StoneT2000 · 2024-10-30T23:49:13Z

Is GPU parallelization important in your case? Or are you working more on e.g. sample-efficiency. I can have some members on the team look to try and tune a RGB/RGBD SAC version.

SumeetBatra · 2024-10-30T23:51:53Z

It's not important, but if it makes policy convergence faster I'm for GPU parallelization. Sample efficiency is not an issue atm. I appreciate you all looking into this!

SumeetBatra · 2024-11-13T07:26:26Z

Hey! Just wanted to check in and see if this is in the pipeline and if so, if you guys have an expected release date on it. Thanks!

StoneT2000 · 2024-11-15T20:03:30Z

Currently working on it! Fixing up the SAC state and RGBD implementations now. will provide baseline for PickCube and maybe a few other tasks

StoneT2000 · 2024-11-16T01:51:32Z

Ok @SumeetBatra new baseline uploaded. I only checked it works for PushCube and PickCube from pixels. the suggested script to run

python sac_rgbd.py --env_id="PickCube-v1" --obs_mode="rgb" \
  --num_envs=32 --utd=0.5 --buffer_size=300_000 \
  --control-mode="pd_ee_delta_pos" --camera_width=64 --camera_height=64 \
  --total_timesteps=1_000_000 --eval_freq=10_000

was tested and converged after about 1-1.5 hours on a 4090. The SAC code can run faster if I add torch compile/cudagraphs support and add some shared memory optimization for observation storage but that will be done in the future.

31.mp4

tiny 64x64 image in each corner is what the policy sees. Policy also sees any relevant state information (like goal position for the cube and agent joint positions).

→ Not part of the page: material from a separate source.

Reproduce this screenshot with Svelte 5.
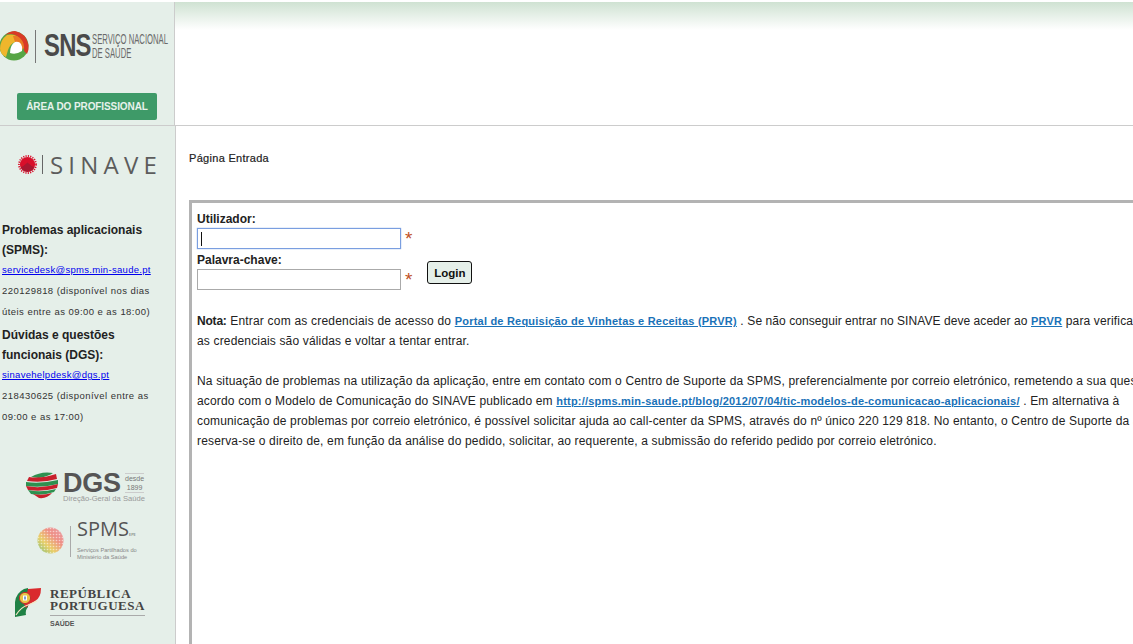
<script>
  const contacts = [
    {
      title: ['Problemas aplicacionais', '(SPMS):'],
      mail: 'servicedesk@spms.min-saude.pt',
      info: ['220129818 (disponível nos dias', 'úteis entre as 09:00 e as 18:00)']
    },
    {
      title: ['Dúvidas e questões', 'funcionais (DGS):'],
      mail: 'sinavehelpdesk@dgs.pt',
      info: ['218430625 (disponível entre as', '09:00 e as 17:00)']
    }
  ];
</script>

<div class="page">
  <header class="top">
    <div class="brand">
      <div class="sns">
        <svg class="sns-mark" width="29" height="34" viewBox="0 0 29 34">
          <circle cx="14" cy="17" r="14.5" fill="#57a545" />
          <path d="M0 20 Q0 11 7 6 Q14 4 20 9 Q24 12 25 17 L22 20 Q21 14 15 13 Q10 15 8 21 L6 28 Q1 26 0 20 Z" fill="#efb62c" />
          <path d="M13 7 Q19 6 23 11 Q25 14 25 18 L22 21 Q22 14 15 13 Z" fill="#ea7b24" />
          <path d="M5 6 Q10 2 15 2 Q26 4 28.5 16 Q29 21 27 25 L24 22 Q25 14 20 9 Q13 3 5 6 Z" fill="#d93a26" />
          <path d="M10 24 Q10 16 15 13 Q19 12 21 15 Q23 18 22 22 Q16 26 10 24 Z" fill="#fff" />
        </svg>
        <span class="sns-rule"></span>
        <span class="sns-name">SNS</span>
        <span class="sns-sub">SERVIÇO NACIONAL<br />DE SAÚDE</span>
      </div>
      <a class="area" href="#area">ÁREA DO PROFISSIONAL</a>
    </div>
    <div class="top-main"><div class="fade"></div></div>
  </header>

  <div class="body">
    <aside class="side">
      <div class="sinave">
        <svg width="19" height="19" viewBox="0 0 20 20">
          <circle cx="10" cy="10" r="8" fill="#d80f2a" />
          <circle cx="10" cy="10" r="9" fill="none" stroke="#d80f2a" stroke-width="1.8" stroke-dasharray="1.3 1.2" />
          <path d="M2.8 13 Q6 12 10 8 Q14 12 17.2 13 A8 8 0 0 1 2.8 13 Z" fill="#a81730" />
        </svg>
        <span class="sinave-rule"></span>
        <span class="sinave-name">SINAVE</span>
      </div>

      <div class="contacts">
        {#each contacts as c}
          <div class="contact">
            {#each c.title as line}
              <div class="c-title">{line}</div>
            {/each}
            <a class="c-mail" href="mailto:{c.mail}">{c.mail}</a>
            {#each c.info as line}
              <div class="c-info">{line}</div>
            {/each}
          </div>
        {/each}
      </div>

      <div class="logos">
        <div class="dgs">
          <svg width="33" height="27" viewBox="0 0 33 27">
            <path d="M6 5 Q16 -1 28 1 Q24 4 14 6 Z" fill="#2e9150" />
            <path d="M4 5 Q16 7 31 2 L32 7 Q18 11 2 9 Z" fill="#c8202c" />
            <path d="M1 10 Q16 12 33 8 L33 12 Q18 16 1 14 Z" fill="#2e9150" />
            <path d="M1 14 Q16 17 33 12 L32 16 Q18 20 3 18 Z" fill="#c8202c" />
            <path d="M3 18 Q16 21 31 17 L29 20 Q17 24 6 22 Z" fill="#2e9150" />
            <path d="M8 22 Q17 24 27 21 Q22 27 14 26 Z" fill="#c8202c" />
          </svg>
          <div class="dgs-text">
            <div class="dgs-row">
              <span class="dgs-name">DGS</span>
              <span class="dgs-year">desde<br />1899</span>
            </div>
            <div class="dgs-sub">Direção-Geral da Saúde</div>
          </div>
        </div>

        <div class="spms">
          <svg width="27" height="27" viewBox="0 0 27 27">
            <defs>
              <linearGradient id="spmsfill" x1="0" y1="1" x2="1" y2="0">
                <stop offset="0" stop-color="#7fbf7a" />
                <stop offset=".35" stop-color="#e9cf6a" />
                <stop offset=".65" stop-color="#ee8f86" />
                <stop offset="1" stop-color="#e8a0a8" />
              </linearGradient>
              <pattern id="spmsdots" width="3" height="3" patternUnits="userSpaceOnUse">
                <circle cx="1.5" cy="1.5" r=".8" fill="#fff" opacity=".55" />
              </pattern>
            </defs>
            <circle cx="13.5" cy="13.5" r="13" fill="url(#spmsfill)" />
            <circle cx="13.5" cy="13.5" r="13" fill="url(#spmsdots)" />
          </svg>
          <span class="spms-rule"></span>
          <div class="spms-text">
            <div class="spms-name">SPMS<small>EPE</small></div>
            <div class="spms-sub">Serviços Partilhados do<br />Ministério da Saúde</div>
          </div>
        </div>

        <div class="rep">
          <svg width="27" height="29" viewBox="0 0 27 29">
            <path d="M9 1 Q1 5 0 14 L0 29 L11 27 Q10 22 13 19 L13 0 Z" fill="#1f8145" />
            <path d="M13 1 L26 0 Q26 10 20 13 Q15 15 11 20 L9 16 Z" fill="#da2a2d" />
            <path d="M1 27 Q6 19 13 17 Q18 15 22 13" fill="none" stroke="#f3e6c4" stroke-width="1.2" />
            <circle cx="10" cy="10" r="5.6" fill="#e9c545" stroke="#c2302c" stroke-width="1" />
            <rect x="8" y="7.5" width="4" height="5" fill="#fff" />
            <rect x="9.4" y="8.5" width="1.2" height="3" fill="#2a5db0" />
          </svg>
          <div class="rep-text">
            <div class="rep-name">REPÚBLICA<br />PORTUGUESA</div>
            <div class="rep-sub">SAÚDE</div>
          </div>
        </div>
      </div>
    </aside>

    <main class="main">
      <h1>Página Entrada</h1>

      <section class="panel">
        <form class="login" onsubmit={(e) => e.preventDefault()}>
          <label for="user">Utilizador:</label>
          <div class="field">
            <input id="user" class="focus" type="text" /><span class="req">*</span>
          </div>
          <label for="pass">Palavra-chave:</label>
          <div class="field">
            <input id="pass" type="password" /><span class="req">*</span>
            <button type="submit">Login</button>
          </div>
        </form>

        <p>
          <strong>Nota:</strong> <span class="lead">Entrar com as credenciais de acesso do</span>
          <a href="#prvr">Portal de Requisição de Vinhetas e Receitas (PRVR)</a> .
          <span class="tail">Se não conseguir entrar no SINAVE deve aceder ao</span> <a href="#prvr">PRVR</a> para verificar se
          <br />as credenciais são válidas e voltar a tentar entrar.
        </p>

        <p>
          Na situação de problemas na utilização da aplicação, entre em contato com o Centro de Suporte da SPMS, preferencialmente por correio eletrónico, remetendo a sua questão de
          <br />acordo com o Modelo de Comunicação do SINAVE publicado em
          <a href="#modelos">http://spms.min-saude.pt/blog/2012/07/04/tic-modelos-de-comunicacao-aplicacionais/</a> .
          Em alternativa à
          <br />comunicação de problemas por correio eletrónico, é possível solicitar ajuda ao call-center da SPMS, através do nº único 220 129 818. No entanto, o Centro de Suporte da SPMS
          <br />reserva-se o direito de, em função da análise do pedido, solicitar, ao requerente, a submissão do referido pedido por correio eletrónico.
        </p>
      </section>
    </main>
  </div>
</div>

<style>
  :global(body) {
    margin: 0;
    background: #fff;
    overflow: hidden;
  }

  .page {
    width: 1133px;
    height: 644px;
    overflow: hidden;
    font-family: "Liberation Sans", Arial, sans-serif;
    color: #111;
  }

  .top {
    box-sizing: border-box;
    display: flex;
    height: 126px;
    padding-top: 2px;
    border-bottom: 1px solid #ccc;
  }

  .brand {
    box-sizing: border-box;
    width: 175px;
    flex: none;
    background: #e5efe9;
    border-right: 1px solid #ccc;
    padding-top: 27px;
  }

  .sns {
    display: flex;
    align-items: center;
    height: 34px;
  }

  .sns-mark {
    flex: none;
  }

  .sns-rule {
    width: 1px;
    height: 33px;
    background: #777;
    margin-left: 6px;
    flex: none;
  }

  .sns-name {
    flex: none;
    width: 48px;
    margin-left: 8px;
    font-size: 31px;
    font-weight: 700;
    letter-spacing: -1px;
    color: #4a4a4a;
    transform: scaleX(.77);
    transform-origin: left;
  }

  .sns-sub {
    flex: none;
    width: 76px;
    font-size: 14px;
    line-height: 14px;
    color: #6a6a6a;
    transform: scaleX(.55);
    transform-origin: left;
    white-space: nowrap;
  }

  .area {
    display: block;
    width: 140px;
    height: 27px;
    margin: 30px 0 0 17px;
    border-radius: 2px;
    background: #3e9a68;
    color: #e6f2eb;
    font-size: 10px;
    font-weight: 700;
    letter-spacing: -.1px;
    line-height: 27px;
    text-align: center;
    text-decoration: none;
  }

  .top-main {
    flex: 1;
  }

  .fade {
    height: 28px;
    background: linear-gradient(#cfe2d2, #fff);
  }

  .body {
    display: flex;
    height: 518px;
  }

  .side {
    box-sizing: border-box;
    width: 176px;
    flex: none;
    background: #e5efe9;
    border-right: 1px solid #ccc;
  }

  .sinave {
    display: flex;
    align-items: center;
    height: 20px;
    margin: 28px 0 0 18px;
  }

  .sinave-rule {
    width: 1px;
    height: 19px;
    background: #666;
    margin-left: 5px;
  }

  .sinave-name {
    font-family: "Open Sans", sans-serif;
    font-size: 24px;
    letter-spacing: 5.2px;
    color: #5c5c5c;
    margin-left: 7px;
  }

  .contacts {
    margin: 46px 0 0 2px;
  }

  .contact + .contact {
    margin-top: 3px;
  }

  .c-title {
    font-size: 12px;
    font-weight: 700;
    line-height: 20px;
    color: #222;
  }

  .c-mail {
    display: block;
    font-size: 9.5px;
    line-height: 20px;
    color: #00e;
    letter-spacing: .3px;
  }

  .c-info {
    font-size: 9.5px;
    line-height: 21px;
    color: #333;
    letter-spacing: .45px;
    white-space: nowrap;
  }

  .logos {
    display: flex;
    flex-direction: column;
  }

  .dgs {
    display: flex;
    margin: 45px 0 0 25px;
    gap: 5px;
  }

  .dgs-row {
    display: flex;
    align-items: center;
    gap: 5px;
    height: 22px;
  }

  .dgs-name {
    width: 57px;
    font-size: 27px;
    line-height: 22px;
    font-weight: 700;
    color: #555;
    letter-spacing: -.3px;
  }

  .dgs-year {
    font-size: 7px;
    line-height: 9px;
    color: #777;
    text-align: center;
    border-top: 1px solid #ccc;
    border-bottom: 1px solid #ccc;
  }

  .dgs-sub {
    font-size: 7.6px;
    color: #999;
    white-space: nowrap;
  }

  .spms {
    display: flex;
    align-items: center;
    height: 34px;
    margin: 21px 0 0 37px;
  }

  .spms svg {
    margin-bottom: 2px;
  }

  .spms-rule {
    width: 1px;
    height: 31px;
    background: #aaa;
    margin: 0 6px;
  }

  .spms-name {
    font-family: "Open Sans", sans-serif;
    font-size: 20px;
    line-height: 16px;
    color: #555;
  }

  .spms-name small {
    font-size: 4px;
  }

  .spms-sub {
    font-size: 5.7px;
    line-height: 7px;
    color: #888;
    white-space: nowrap;
    margin-top: 3.5px;
  }

  .rep {
    display: flex;
    margin: 30px 0 0 15px;
    gap: 8px;
  }

  .rep-name {
    font-family: "Liberation Serif", serif;
    font-size: 13px;
    font-weight: 700;
    line-height: 12px;
    letter-spacing: .5px;
    color: #444;
    white-space: nowrap;
    border-bottom: 1px solid #aaa;
    padding-bottom: 3px;
  }

  .rep-sub {
    font-size: 7px;
    line-height: 8px;
    font-weight: 700;
    color: #555;
    margin-top: 4px;
  }

  .main {
    flex: 1;
    min-width: 0;
    padding-left: 13px;
  }

  h1 {
    font-size: 11px;
    font-weight: 400;
    line-height: 13px;
    letter-spacing: .3px;
    margin: 26px 0 0;
    color: #222;
    -webkit-text-stroke: .2px #222;
  }

  .panel {
    box-sizing: border-box;
    width: 1400px;
    height: 460px;
    margin-top: 35px;
    border: 3px solid #b3b3b3;
    padding: 8px 5px;
    font-size: 12px;
    line-height: 20px;
    letter-spacing: .16px;
    color: #222;
  }

  .login {
    margin-bottom: 18px;
    letter-spacing: 0;
  }

  label {
    display: block;
    font-weight: 700;
    line-height: 16px;
    font-size: 12px;
  }

  .field {
    display: flex;
    align-items: flex-start;
    height: 25px;
  }

  input {
    box-sizing: border-box;
    width: 204px;
    height: 21px;
    border: 1px solid #aaa;
    padding: 0 2px;
    margin: 1px 0 0;
    background: #fff;
    outline: none;
  }

  input.focus {
    border-color: #7a9ee0;
    box-shadow: 0 0 1px #7a9ee0;
    background: linear-gradient(#111, #111) 3px 3px / 1px 14px no-repeat #fff;
  }

  .req {
    color: #c0501f;
    font-size: 19px;
    margin-left: 4px;
    line-height: 20px;
    margin-top: 2px;
  }

  button {
    box-sizing: border-box;
    width: 45px;
    height: 23px;
    margin: -7px 0 0 15px;
    border: 1px solid #111;
    border-radius: 3px;
    background: #e5efe9;
    font: 700 11.5px "Liberation Sans", Arial, sans-serif;
    color: #111;
    padding: 0;
  }

  p {
    margin: 0 0 20px;
    white-space: nowrap;
  }

  p a {
    color: #1a72b8;
    font-weight: 700;
    font-size: 11px;
    line-height: 1;
    letter-spacing: .21px;
  }

  p strong {
    color: #222;
    letter-spacing: -.2px;
  }

  .lead {
    letter-spacing: .2px;
  }

  .tail {
    letter-spacing: .06px;
  }
</style>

See the SAC baseline readme: https://github.com/haosulab/ManiSkill/blob/main/examples/baselines/sac/README.md

I'm sure the other tasks work fine with just the same hyperparameters as PickCube training if trained long enough and appropriate controller is used.

SumeetBatra · 2024-11-22T20:08:18Z

@StoneT2000 Thank you so much!! I'll take a look and follow up if I have any questions.

SumeetBatra · 2024-11-27T22:28:33Z

@StoneT2000 I had a chance to look over the sac_rgbd baseline and it looks like state information is in there by default. Is it possible to solve the task without having any proprioceptive state information, just rgb(d) observations only?

EDIT: For extra context, what I'm trying to avoid is needing a perception pipeline to estimate low dimensional state information when working on real hardware. If any state information is present, ideally it should come from somewhere else like inverse kinematics and not a noisy / brittle perception system. Now that I think about it, joint angles can come from IK, so maybe this solution avoids the need for a perception pipeline? I haven't worked with these systems before, so let me know if I'm misunderstanding something.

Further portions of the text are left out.